* Begin *

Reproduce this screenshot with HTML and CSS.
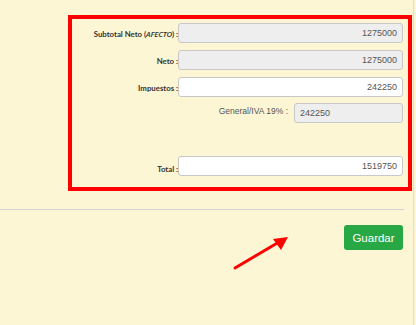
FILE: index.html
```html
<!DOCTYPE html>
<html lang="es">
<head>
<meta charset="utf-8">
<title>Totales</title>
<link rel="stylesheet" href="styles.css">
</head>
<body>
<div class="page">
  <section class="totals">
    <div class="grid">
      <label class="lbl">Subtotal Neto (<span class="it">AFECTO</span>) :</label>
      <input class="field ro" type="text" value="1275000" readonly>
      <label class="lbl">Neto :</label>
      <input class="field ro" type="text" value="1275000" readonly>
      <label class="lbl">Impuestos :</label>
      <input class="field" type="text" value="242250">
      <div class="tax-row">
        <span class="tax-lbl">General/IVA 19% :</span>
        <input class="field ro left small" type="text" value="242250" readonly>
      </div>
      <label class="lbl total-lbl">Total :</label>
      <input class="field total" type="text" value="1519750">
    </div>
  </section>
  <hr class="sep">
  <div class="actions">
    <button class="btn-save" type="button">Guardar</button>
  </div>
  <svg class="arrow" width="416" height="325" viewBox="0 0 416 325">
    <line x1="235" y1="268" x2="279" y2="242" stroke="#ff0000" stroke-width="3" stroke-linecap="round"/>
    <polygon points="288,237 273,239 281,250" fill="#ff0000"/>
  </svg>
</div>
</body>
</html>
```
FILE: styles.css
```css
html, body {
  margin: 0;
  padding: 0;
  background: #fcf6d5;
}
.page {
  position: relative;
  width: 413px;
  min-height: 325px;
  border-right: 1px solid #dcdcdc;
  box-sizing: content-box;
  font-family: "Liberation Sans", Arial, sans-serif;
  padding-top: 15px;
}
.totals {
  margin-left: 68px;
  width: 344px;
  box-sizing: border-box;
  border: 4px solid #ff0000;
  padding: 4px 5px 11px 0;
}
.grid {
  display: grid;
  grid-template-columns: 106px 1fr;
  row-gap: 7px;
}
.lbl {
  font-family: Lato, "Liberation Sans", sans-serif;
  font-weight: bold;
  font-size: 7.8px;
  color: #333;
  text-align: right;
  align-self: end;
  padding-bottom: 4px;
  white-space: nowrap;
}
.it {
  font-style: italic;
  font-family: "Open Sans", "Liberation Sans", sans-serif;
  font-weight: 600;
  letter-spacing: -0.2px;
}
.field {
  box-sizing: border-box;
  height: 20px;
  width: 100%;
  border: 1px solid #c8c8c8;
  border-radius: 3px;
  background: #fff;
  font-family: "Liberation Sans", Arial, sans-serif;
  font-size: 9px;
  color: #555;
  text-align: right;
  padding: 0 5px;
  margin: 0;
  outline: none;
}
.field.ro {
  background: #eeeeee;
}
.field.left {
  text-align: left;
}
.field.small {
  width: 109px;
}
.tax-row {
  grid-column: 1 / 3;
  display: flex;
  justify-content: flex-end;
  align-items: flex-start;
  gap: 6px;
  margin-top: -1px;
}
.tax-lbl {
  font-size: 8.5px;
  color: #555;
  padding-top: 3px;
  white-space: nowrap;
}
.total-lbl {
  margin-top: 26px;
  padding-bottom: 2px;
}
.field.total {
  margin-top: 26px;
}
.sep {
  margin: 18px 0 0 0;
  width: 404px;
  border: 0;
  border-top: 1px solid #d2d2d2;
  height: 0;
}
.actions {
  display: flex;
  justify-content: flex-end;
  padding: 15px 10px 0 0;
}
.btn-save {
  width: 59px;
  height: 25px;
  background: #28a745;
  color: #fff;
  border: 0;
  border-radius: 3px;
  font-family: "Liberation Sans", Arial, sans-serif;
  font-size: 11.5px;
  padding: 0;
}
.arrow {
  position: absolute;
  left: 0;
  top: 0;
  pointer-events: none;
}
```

* End *

EXERCISE DESCRIPTION =
All of the lines above should be retyped precisely, apart from the pictures.

SOLUTION FOR THIS TASK =
Reproduce this screenshot with HTML and CSS.
FILE: index.html
```html
<!DOCTYPE html>
<html lang="es">
<head>
<meta charset="utf-8">
<title>Totales</title>
<link rel="stylesheet" href="styles.css">
</head>
<body>
<div class="page">
  <section class="totals">
    <div class="grid">
      <label class="lbl">Subtotal Neto (<span class="it">AFECTO</span>) :</label>
      <input class="field ro" type="text" value="1275000" readonly>
      <label class="lbl">Neto :</label>
      <input class="field ro" type="text" value="1275000" readonly>
      <label class="lbl">Impuestos :</label>
      <input class="field" type="text" value="242250">
      <div class="tax-row">
        <span class="tax-lbl">General/IVA 19% :</span>
        <input class="field ro left small" type="text" value="242250" readonly>
      </div>
      <label class="lbl total-lbl">Total :</label>
      <input class="field total" type="text" value="1519750">
    </div>
  </section>
  <hr class="sep">
  <div class="actions">
    <button class="btn-save" type="button">Guardar</button>
  </div>
  <svg class="arrow" width="416" height="325" viewBox="0 0 416 325">
    <line x1="235" y1="268" x2="279" y2="242" stroke="#ff0000" stroke-width="3" stroke-linecap="round"/>
    <polygon points="288,237 273,239 281,250" fill="#ff0000"/>
  </svg>
</div>
</body>
</html>
```
FILE: styles.css
```css
html, body {
  margin: 0;
  padding: 0;
  background: #fcf6d5;
}
.page {
  position: relative;
  width: 413px;
  min-height: 325px;
  border-right: 1px solid #dcdcdc;
  box-sizing: content-box;
  font-family: "Liberation Sans", Arial, sans-serif;
  padding-top: 15px;
}
.totals {
  margin-left: 68px;
  width: 344px;
  box-sizing: border-box;
  border: 4px solid #ff0000;
  padding: 4px 5px 11px 0;
}
.grid {
  display: grid;
  grid-template-columns: 106px 1fr;
  row-gap: 7px;
}
.lbl {
  font-family: Lato, "Liberation Sans", sans-serif;
  font-weight: bold;
  font-size: 7.8px;
  color: #333;
  text-align: right;
  align-self: end;
  padding-bottom: 4px;
  white-space: nowrap;
}
.it {
  font-style: italic;
  font-family: "Open Sans", "Liberation Sans", sans-serif;
  font-weight: 600;
  letter-spacing: -0.2px;
}
.field {
  box-sizing: border-box;
  height: 20px;
  width: 100%;
  border: 1px solid #c8c8c8;
  border-radius: 3px;
  background: #fff;
  font-family: "Liberation Sans", Arial, sans-serif;
  font-size: 9px;
  color: #555;
  text-align: right;
  padding: 0 5px;
  margin: 0;
  outline: none;
}
.field.ro {
  background: #eeeeee;
}
.field.left {
  text-align: left;
}
.field.small {
  width: 109px;
}
.tax-row {
  grid-column: 1 / 3;
  display: flex;
  justify-content: flex-end;
  align-items: flex-start;
  gap: 6px;
  margin-top: -1px;
}
.tax-lbl {
  font-size: 8.5px;
  color: #555;
  padding-top: 3px;
  white-space: nowrap;
}
.total-lbl {
  margin-top: 26px;
  padding-bottom: 2px;
}
.field.total {
  margin-top: 26px;
}
.sep {
  margin: 18px 0 0 0;
  width: 404px;
  border: 0;
  border-top: 1px solid #d2d2d2;
  height: 0;
}
.actions {
  display: flex;
  justify-content: flex-end;
  padding: 15px 10px 0 0;
}
.btn-save {
  width: 59px;
  height: 25px;
  background: #28a745;
  color: #fff;
  border: 0;
  border-radius: 3px;
  font-family: "Liberation Sans", Arial, sans-serif;
  font-size: 11.5px;
  padding: 0;
}
.arrow {
  position: absolute;
  left: 0;
  top: 0;
  pointer-events: none;
}
```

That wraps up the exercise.